Bainbridge Island Review
- Type: Weekly newspaper
- Format: Broadsheet
- Owner: Sound Publishing
- Editor: Tyler Shuey
- Staff writers: Joshua Kornfeld Molly Hetherwick Luke Caputo
- Founded: 1925
- Language: English
- Circulation: 1,778 (as of 2023)
- ISSN: 1053-2889
- OCLC number: 18928542
- Website: bainbridgereview.com

= Bainbridge Island Review =

Newspaper in Washington state, US

The Bainbridge Island Review is a weekly newspaper distributed in Bainbridge Island, Washington. The Review is primarily focused on Bainbridge Island and its surrounding communities.

== History ==
Much of the paper's early history was lost after a fire in the 1940s and another in 1962 destroyed much of the archive. It is known that at least eight other newspapers opened and closed in the time before the Bainbridge Island Review. Some reports say as many as 40 papers have been published on Bainbridge Island over the years. The Golden West of Port Blakely began in 1895, the weekly Bainbridge Island Gazette and monthly Eagle Harbor Pilot in 1912, and the Bainbridge Island Beacon of Winslow in 1922. A. D. Creed suspended publication of the Beacon in November 1924.

That winter students at a Bainbridge high school started the Review. R.M. Hitchcock of Rolling Bay purchased the paper and was assisted by Frances Martin Niemeyer.' The paper soon ceased but was relaunched under new ownership in May 1925. Frances Niemeyer was at the helm, now joined by her husband Henry W. L. Niemeyer. The paper's office was at some point relocated from Rolling Bay to Port Blakely and printing presses were installed on that site. The plant was moved to Pleasant Beach on Feb. 7, 1927. Niemeyer's husband, who was a major in United States Army Quartermaster Corps, died suddenly on Jan. 7, 1936, of a paralytic stroke. He was 56.
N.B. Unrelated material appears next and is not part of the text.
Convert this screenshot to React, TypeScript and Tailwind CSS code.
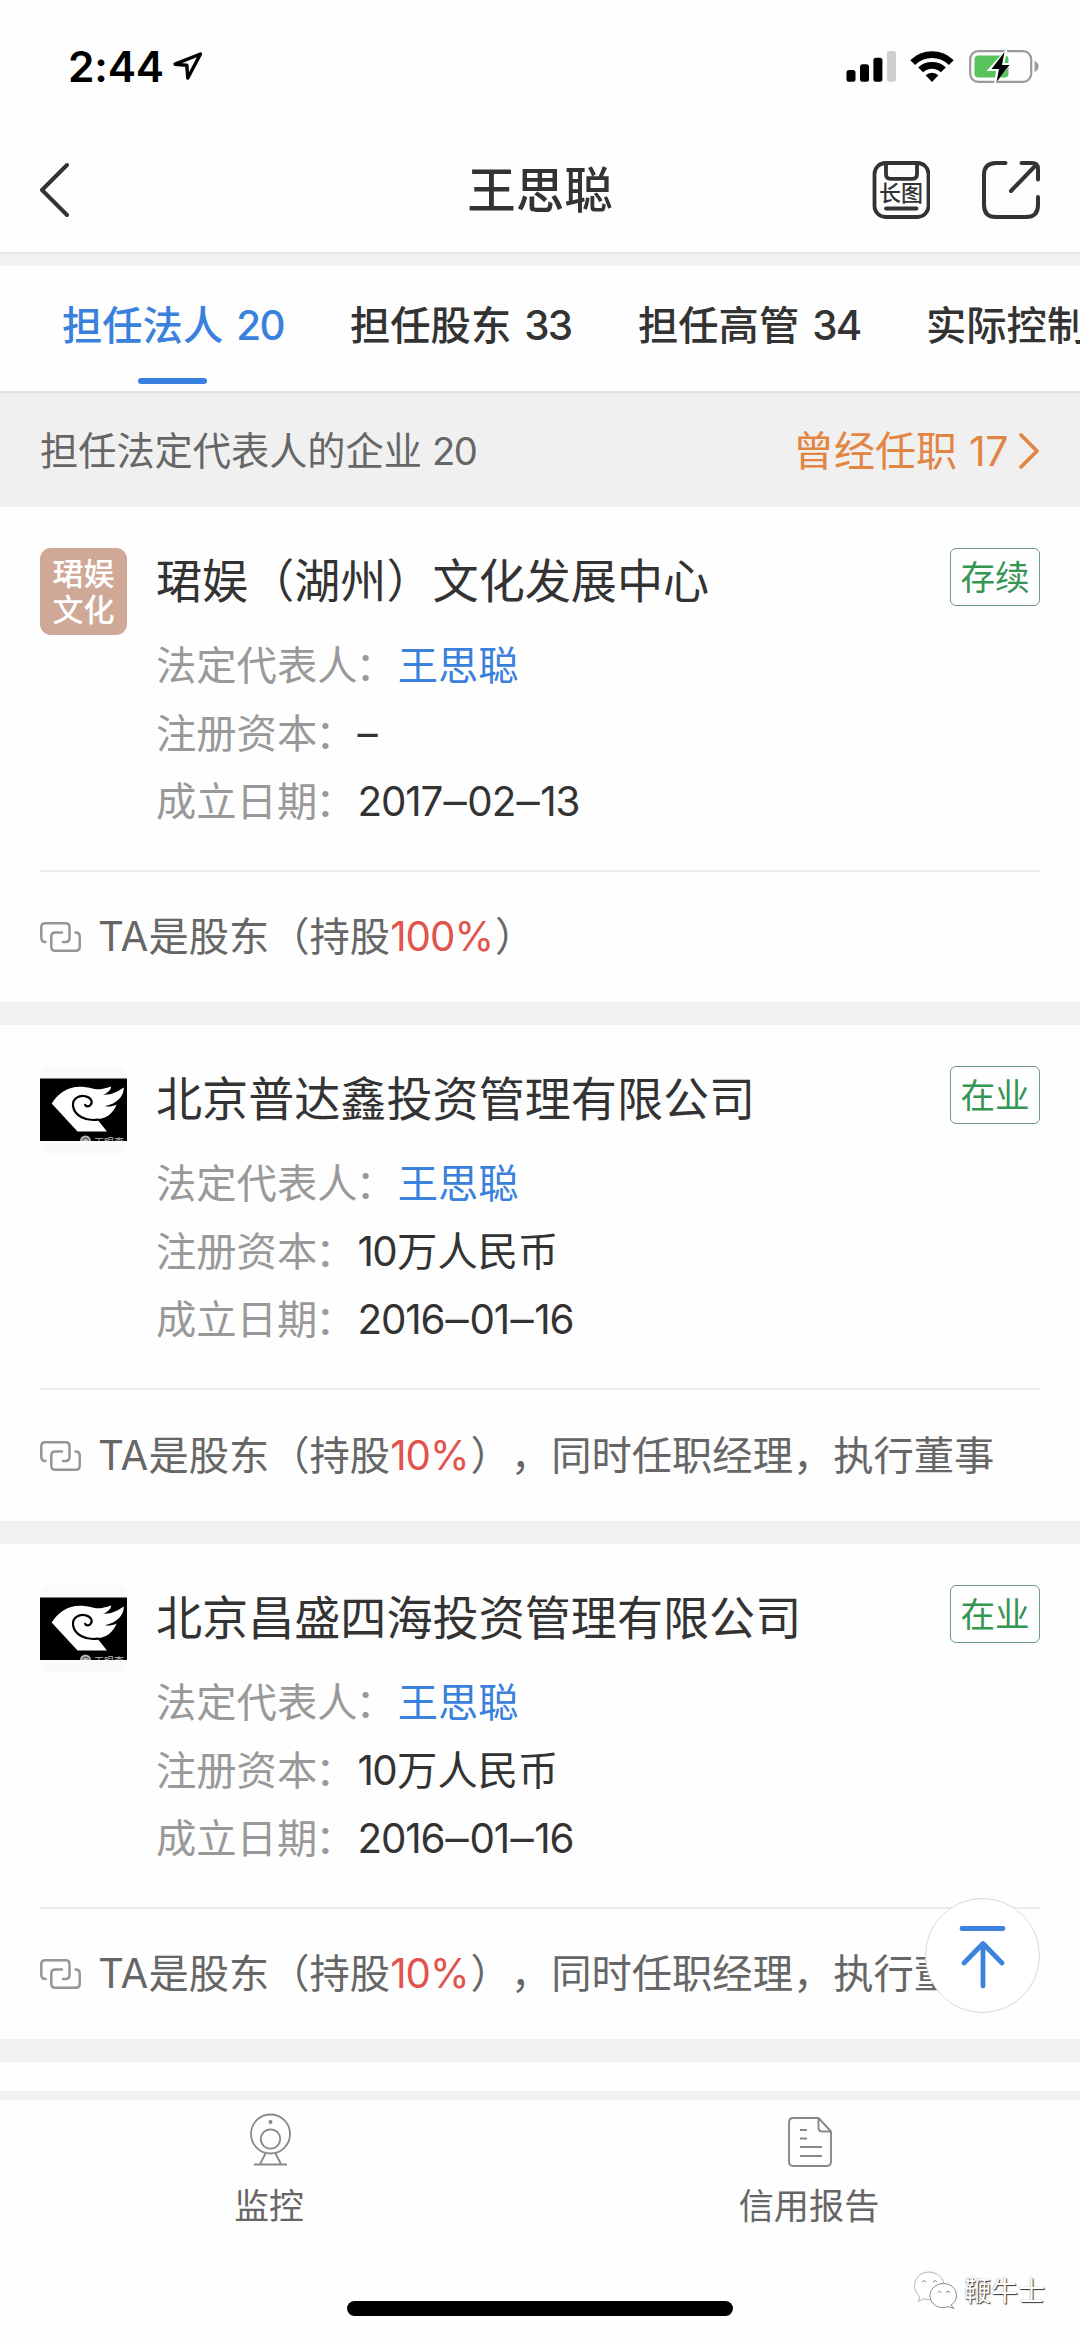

She then managed the Review on her own until selling it in July 1940 to lawyer Laurance A. Peters, his wife Claire Taft Peters, along with teacher Mildred Logg Woodward. Niemeyer stayed on for three months to assist the new owners before retiring. She wretched her hip and injured her leg helping the trio put out their first paper and became bedridden for at least a week. By September 1941, Mildred Woodward was the paper's sole owner and assisted by Elizabeth Shotwell. Her husband Walter C. Woodward Jr. soon joined her in running the Review. Walt Woodward previously worked as a reporter for The Seattle Times and Juneau Empire in Alaska where the couple met.

The Woodwards reported on the Japanese internment as it transpired, and were among the few who publicly opposed it, as well as the only English-language newspaper on the West Coast to openly criticize it. Woodward and his wife warned about "the danger of a blind, wild hysterical hatred of all persons who can trace ancestry to Japan" the day after the Attack on Pearl Harbor. Bainbridge islanders of Japanese ancestry were the first in the United States to be relocated to internment camps. On Bainbridge Island alone, 227 Japanese civilians were incarcerated without charge. The Woodwards continued advocating for members of the community, and hired several as correspondents. These correspondents reported on camp events for publication in the Review. The paper lost advertisers and subscribers as a result of its advocacy, and 300 people attended a meeting intended to run the couple off the island.

In 1959, Walt Woodward attempted to buy Kitsap County Herald of Poulsbo after its owner Leo F. Perrault put the paper up for sale. Perrault, in a front-page editorial, wrote he declined Woodward's offer because he planned to close the Poulsbo plant and move printing of the Herald to his plant in Winslow. This would have resulted in job loss and a $16,000 annual payroll to vanish. In response, Woodward announced plans to launch a rival paper for the North Kitsap mainlands called The North Kitsap News. It was to be edited by Terry Schick, an employee at The Herald. Perrault fired Schick after learning the news. Later that year Perrault sold his paper to David Averil, who went on to buy Woodward's two papers in November 1962. The News was then absorbed into the Herald and Woodward was kept on as the Review's editor. At the time, the circulation was 1,200 for the News, 2,400 for the Herald and 2,200 for the Review. News editor Schick, an award-winning photographer, then joined the staff of the Bremerton Sun.

In 1976, Frances Niemeyer died. In 1978, Walt Woodward published a book on his adventures power-boating called "Walt Woodward's Big Toot," with Big Toot being the name of his recreational trawler. In 1986, the Woodwards received the first Edison Uno Memorial Civil Rights Award from Japanese American Citizens League for their editorials during WWII on how interning Japanese-Americans and seizing their property violated their Bill of Rights. Averill and his wife Vera successfully operated the Review and Herald while raising their four children. In 1988, the couple sold both papers to Black Press. The papers were then managed by Sound Publishing Inc. a subsidiary of Black Press. Mildred Woodward, who taught at Bainbridge High School from 1935 to 1976, died in 1989, at the age of 80. in 1994, Woodward Middle School was opened, which was named after the couple in their honor. Also in 1994, Walt Woodward served as inspiration for the character Arthur Chambers for the book "Snow Falling on Cedars" released that year, which was later turned into a film in 1999. He died in 2001, at the age of 91. Shortly after his death, the Asian American Journalists Association posthumously awarded him and his wife with a Special Recognition Award for their work during World War 2. In 2024, Black Press, owner of the Review, was acquired by Carpenter Media Group.